Kristin and the family have always been ready to move both between and within countries, to learn new languages, and to put up with regular upheavals in order to permit me to be an academic nomad. I am deeply grateful to all of them.

This ceremony is a special delight because it is the first time that so many members of my family have been able to see me receive such an honour. As well as my wife Kristin, my daughters are here too with their husbands. Anne-Marie and Ian live here on the Island. Catherine and Yannis have come here from Vancouver for the occasion.

It is also a pleasure that our grandson Jameson is with us and I hope that seeing this ceremony will encourage him to take postsecondary education more seriously! I thank the University Canada West All for the welcome opportunity you have given us for a family reunion.

I like to give a title to every speech - even a short one like this. My title today is: The Fastest Growing Sector of Higher Education. University Canada West is a private university operating for profit. That makes it a rarity in Canada, where the large majority of universities are in the public sector, as they are in most of Western Europe. But elsewhere in the world the picture is very different. Across the Pacific, in Indonesia, Japan, Korea and the Philippines over 70% of students are in private universities. In Latin America 45% of students are in private institutions. Worldwide they account for one-third of all students.

Moreover, the private sector is the fastest growing sector of higher education and will account for most of the enrolment growth in developing countries in the coming years. I expect that sometime in this century the majority of all students in higher education worldwide will be in private institutions, with most of them operating for profit.

This is a shock to those who believe that because higher education is a public good it must be a public-sector monopoly. But that is a misguided view. Most countries will never achieve the expansion of higher education that they desire without encouraging the growth of the private sector. Just as importantly, private institutions like University Canada West offer particular advantages to students.
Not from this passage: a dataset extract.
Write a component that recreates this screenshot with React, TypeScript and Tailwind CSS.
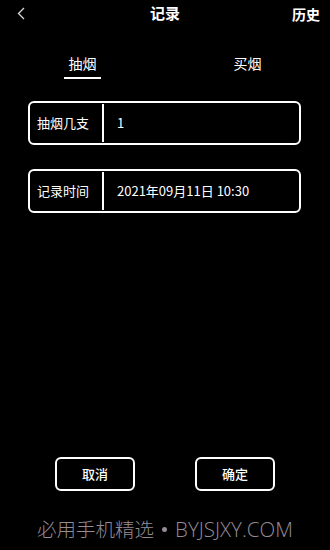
import React from 'react';

const font = { fontFamily: '"Noto Sans CJK SC", "Noto Sans", sans-serif' };

function Field({ label, value }: { label: string; value: string }) {
  return (
    <div className="flex h-[44px] items-center rounded-[6px] border-2 border-white">
      <div className="w-[72px] pl-[7px] text-[13px] text-white">{label}</div>
      <div className="h-[38px] w-[2px] bg-white" />
      <div className="pl-[13px] text-[13px] text-white">{value}</div>
    </div>
  );
}

export default function App() {
  return (
    <div className="flex h-[550px] w-[330px] flex-col bg-black" style={font}>
      {/* header */}
      <div className="relative flex h-[27px] items-center justify-center">
        <svg className="absolute left-[16px] top-[7px]" width="10" height="13" viewBox="0 0 10 13" fill="none">
          <path d="M8 1 L2.5 6.5 L8 12" stroke="#d8d8d8" strokeWidth="1.3" />
        </svg>
        <span className="text-[15px] font-bold text-white">记录</span>
        <span className="absolute right-[10px] top-[4px] text-[14px] font-bold text-white">历史</span>
      </div>

      {/* tabs */}
      <div className="mt-[26px] flex">
        <div className="flex w-[165px] justify-center">
          <div className="flex flex-col items-center">
            <span className="text-[14px] leading-[20px] text-white">抽烟</span>
            <div className="mt-[4px] h-[2px] w-[37px] bg-white" />
          </div>
        </div>
        <div className="flex w-[165px] justify-center">
          <span className="text-[14px] leading-[20px] text-white">买烟</span>
        </div>
      </div>

      {/* fields */}
      <div className="mt-[22px] flex flex-col gap-[24px] pl-[28px] pr-[29px]">
        <Field label="抽烟几支" value="1" />
        <Field label="记录时间" value="2021年09月11日 10:30" />
      </div>

      <div className="flex-1" />

      {/* buttons */}
      <div className="flex justify-between pl-[55px] pr-[55px]">
        <button className="h-[34px] w-[80px] rounded-[6px] border-2 border-white text-[13px] font-medium text-white">取消</button>
        <button className="h-[34px] w-[80px] rounded-[6px] border-2 border-white text-[13px] font-medium text-white">确定</button>
      </div>

      {/* watermark */}
      <div className="mb-[9px] mt-[26px] flex items-center justify-center font-light leading-[24px] text-[#958b96]">
        <span className="text-[19.5px]" style={{ fontFamily: '"Noto Sans CJK SC", sans-serif' }}>必用手机精选</span>
        <span className="mx-[8px] h-[5px] w-[5px] rounded-full bg-[#958b96]" />
        <span className="text-[20.5px]" style={{ fontFamily: '"Open Sans", sans-serif' }}>BYJSJXY.COM</span>
      </div>
    </div>
  );
}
Let me name three.

First, in order to be a successful business - and to stay in business - a for-profit university has to be efficient. I am not saying that public universities are inefficient. I spent 17 years as the president of public universities in Canada and the UK and I was proud of our performance.

However, I do observe that private universities are more tightly focused on success in a narrower mission.
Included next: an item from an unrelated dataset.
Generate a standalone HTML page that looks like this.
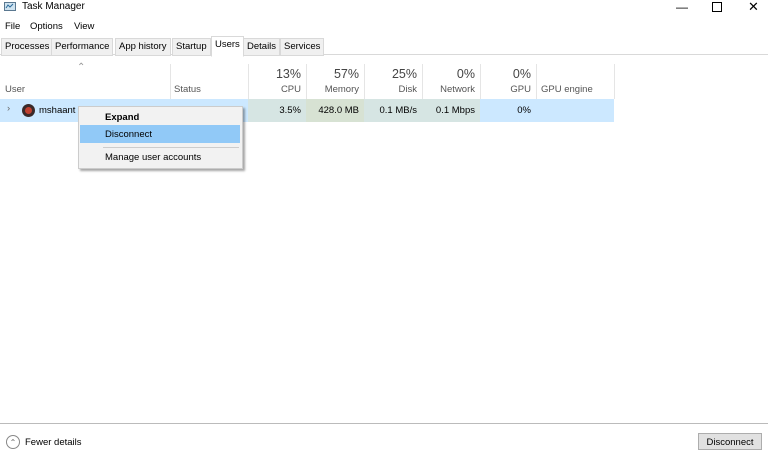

Second, that core mission is overwhelmingly focused on teaching students rather than on conducting research. This means that private universities relate their programmes more closely to what they perceive as market demand. It is, of course, easy to misjudge market demand. A Hong Kong accounting firm recently announced that it would no longer hire people who had studied accounting at university but would look instead for physicists and arts graduates.

Nevertheless, an institution that makes the market demand for its graduates a key element in programme design is more likely to get this right than one which determines its programmes on the basis of what subjects its faculty like to teach.
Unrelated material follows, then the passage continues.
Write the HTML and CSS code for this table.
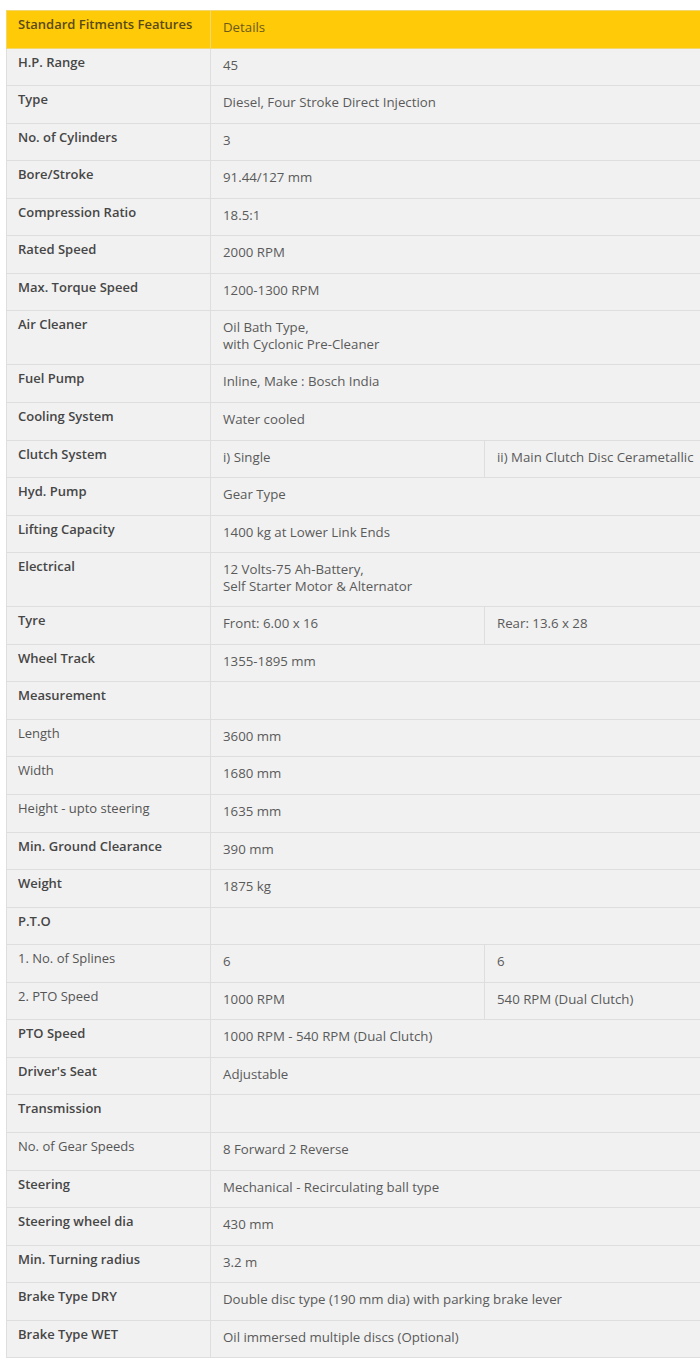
FILE: index.html
```html
<!DOCTYPE html>
<html lang="en">
<head>
  <meta charset="UTF-8" />
  <meta name="viewport" content="width=device-width, initial-scale=1" />
  <title>Specifications</title>
  <link rel="stylesheet" href="styles.css">
</head>
<body>
  <div class="spec-wrap">
    <table class="spec">
      <colgroup>
        <col class="c-label"><col class="c-val"><col class="c-extra">
      </colgroup>
      <thead>
        <tr><th>Standard Fitments Features</th><td colspan="2">Details</td></tr>
      </thead>
      <tbody>
        <tr><th>H.P. Range</th><td colspan="2">45</td></tr>
        <tr><th>Type</th><td colspan="2">Diesel, Four Stroke Direct Injection</td></tr>
        <tr><th>No. of Cylinders</th><td colspan="2">3</td></tr>
        <tr><th>Bore/Stroke</th><td colspan="2">91.44/127 mm</td></tr>
        <tr><th>Compression Ratio</th><td colspan="2">18.5:1</td></tr>
        <tr><th>Rated Speed</th><td colspan="2">2000 RPM</td></tr>
        <tr><th>Max. Torque Speed</th><td colspan="2">1200-1300 RPM</td></tr>
        <tr><th>Air Cleaner</th><td colspan="2">Oil Bath Type,<br>with Cyclonic Pre-Cleaner</td></tr>
        <tr><th>Fuel Pump</th><td colspan="2">Inline, Make : Bosch India</td></tr>
        <tr><th>Cooling System</th><td colspan="2">Water cooled</td></tr>
        <tr><th>Clutch System</th><td>i) Single</td><td>ii) Main Clutch Disc Cerametallic</td></tr>
        <tr><th>Hyd. Pump</th><td colspan="2">Gear Type</td></tr>
        <tr><th>Lifting Capacity</th><td colspan="2">1400 kg at Lower Link Ends</td></tr>
        <tr><th>Electrical</th><td colspan="2">12 Volts-75 Ah-Battery,<br>Self Starter Motor &amp; Alternator</td></tr>
        <tr><th>Tyre</th><td>Front: 6.00 x 16</td><td>Rear: 13.6 x 28</td></tr>
        <tr><th>Wheel Track</th><td colspan="2">1355-1895 mm</td></tr>
        <tr><th>Measurement</th><td colspan="2"></td></tr>
        <tr><th class="sub">Length</th><td colspan="2">3600 mm</td></tr>
        <tr><th class="sub">Width</th><td colspan="2">1680 mm</td></tr>
        <tr><th class="sub">Height - upto steering</th><td colspan="2">1635 mm</td></tr>
        <tr><th>Min. Ground Clearance</th><td colspan="2">390 mm</td></tr>
        <tr><th>Weight</th><td colspan="2">1875 kg</td></tr>
        <tr><th>P.T.O</th><td colspan="2"></td></tr>
        <tr><th class="sub">1. No. of Splines</th><td>6</td><td>6</td></tr>
        <tr><th class="sub">2. PTO Speed</th><td>1000 RPM</td><td>540 RPM (Dual Clutch)</td></tr>
        <tr><th>PTO Speed</th><td colspan="2">1000 RPM - 540 RPM (Dual Clutch)</td></tr>
        <tr><th>Driver's Seat</th><td colspan="2">Adjustable</td></tr>
        <tr><th>Transmission</th><td colspan="2"></td></tr>
        <tr><th class="sub">No. of Gear Speeds</th><td colspan="2">8 Forward 2 Reverse</td></tr>
        <tr><th>Steering</th><td colspan="2">Mechanical - Recirculating ball type</td></tr>
        <tr><th>Steering wheel dia</th><td colspan="2">430 mm</td></tr>
        <tr><th>Min. Turning radius</th><td colspan="2">3.2 m</td></tr>
        <tr><th>Brake Type DRY</th><td colspan="2">Double disc type (190 mm dia) with parking brake lever</td></tr>
        <tr><th>Brake Type WET</th><td colspan="2">Oil immersed multiple discs (Optional)</td></tr>
      </tbody>
    </table>
  </div>
</body>
</html>
```

FILE: styles.css
```css
html, body {
  margin: 0;
  padding: 0;
  background: #fff;
  font-family: 'Open Sans', 'Liberation Sans', sans-serif;
  font-size: 13px;
  overflow: hidden;
}

.spec-wrap {
  padding: 10px 0 0 6px;
  overflow: hidden;
}

.spec {
  width: 780px;
  table-layout: fixed;
  border-collapse: collapse;
  background: #f1f1f1;
  line-height: 16.55px;
}

.c-label { width: 204px; }
.c-val { width: 274px; }
.c-extra { width: 302px; }

.spec th,
.spec td {
  text-align: left;
  vertical-align: top;
  border: 1px solid #dedede;
  padding: 8px 12px 12px;
}

.spec th {
  font-weight: 600;
  color: #464646;
  padding: 5px 12px 15px 11px;
}

.spec th.sub {
  font-weight: 400;
  color: #555;
}

.spec td {
  color: #5a5a5a;
  font-size: 13.25px;
}

.spec thead th,
.spec thead td {
  background: #ffca08;
  border-color: #f2d66e;
  color: #6b5a1c;
}

.spec thead th {
  color: #5a4a16;
}
```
Third, private universities tend to be more determined to see their students succeed, so they focus investment on making teaching effective rather than on fancy infrastructure.

I am not saying that all private universities are excellent and all public ones are mediocre. Looking around the world we see bad private institutions as well as good ones, just as we see bad public institutions as well as good ones. I am simply saying that for-profit universities offer students some special advantages.

I hope that you feel that you have enjoyed those advantages.

It is usual, in North America at least, for convocation speakers to end by giving advice to the graduates about their future lives. I hesitate to do this because it is so easy to come across as preachy, pretentious and patronising. So I limit myself to two points and, since the name of our University is Canada West, one starts with 'C' and the other with 'W'.

'C' stands for 'Continuing Education'. On your graduation day the last advice you want is to be urged to get back to the books, but we do live in an era of lifelong learning. In this time of economic turmoil I need not stress that we live in a changing world. The best way to make yourself future-proof is to continue your education and ensure your long-term employability by further developing your skills and expanding your knowledge.

In offering this advice I can at least say that I have put my money where my mouth is. I have continued to be a student throughout my career, notably by enrolling in courses in all of six of the universities where I have worked.

The best example provides another link to your Chancellor, Dr Horowitz. We have both been students at that remarkable Montreal institution, Sir George Williams University - now Concordia. For decades Sir George Williams and Concordia have done a brilliant job of providing part-time evening courses to working adults, especially newcomers to Canada. Dr Horowitz and I were just two immigrants who took advantage of that opportunity.

I hasten to add that Dr. Horowitz's trajectory as a student was more impressive than mine. I enrolled as a Sir George student in a Master's programme in Educational Technology in 1970 and did not graduate until 1995 - a quarter of a century later! But this is the era of lifelong learning.

Moreover, study in that programme was a life transforming experience. It has had a more direct beneficial impact on my career than my earlier undergraduate and doctoral studies.

So I urge you to continue your education.

'W' stands for the World. Think of yourselves as citizens of the world. Our planet is in a terrific state of flux and you never know where on this earth your talents can be put to best use. Again, I have lived this experience by being an immigrant worker in three countries: the USA, France and Canada. My first job, where I met my wife, was in the USA. Then I worked in France alongside my doctoral studies before immigrating to Canada. But then I went to the UK and recently worked in France again. Now I am back in Canada but still travelling the world in my job.

Your studies here at University Canada West should have made you citizens of the world. I encourage you to live that citizenship to the full. The world needs you.

So there you are: continue your education and be citizens of the world. I offer you my best wishes.

I congratulate the graduates; I congratulate the faculty and staff of the University and I am most grateful to the University Canada West for the honour you have conferred on me. Thank you.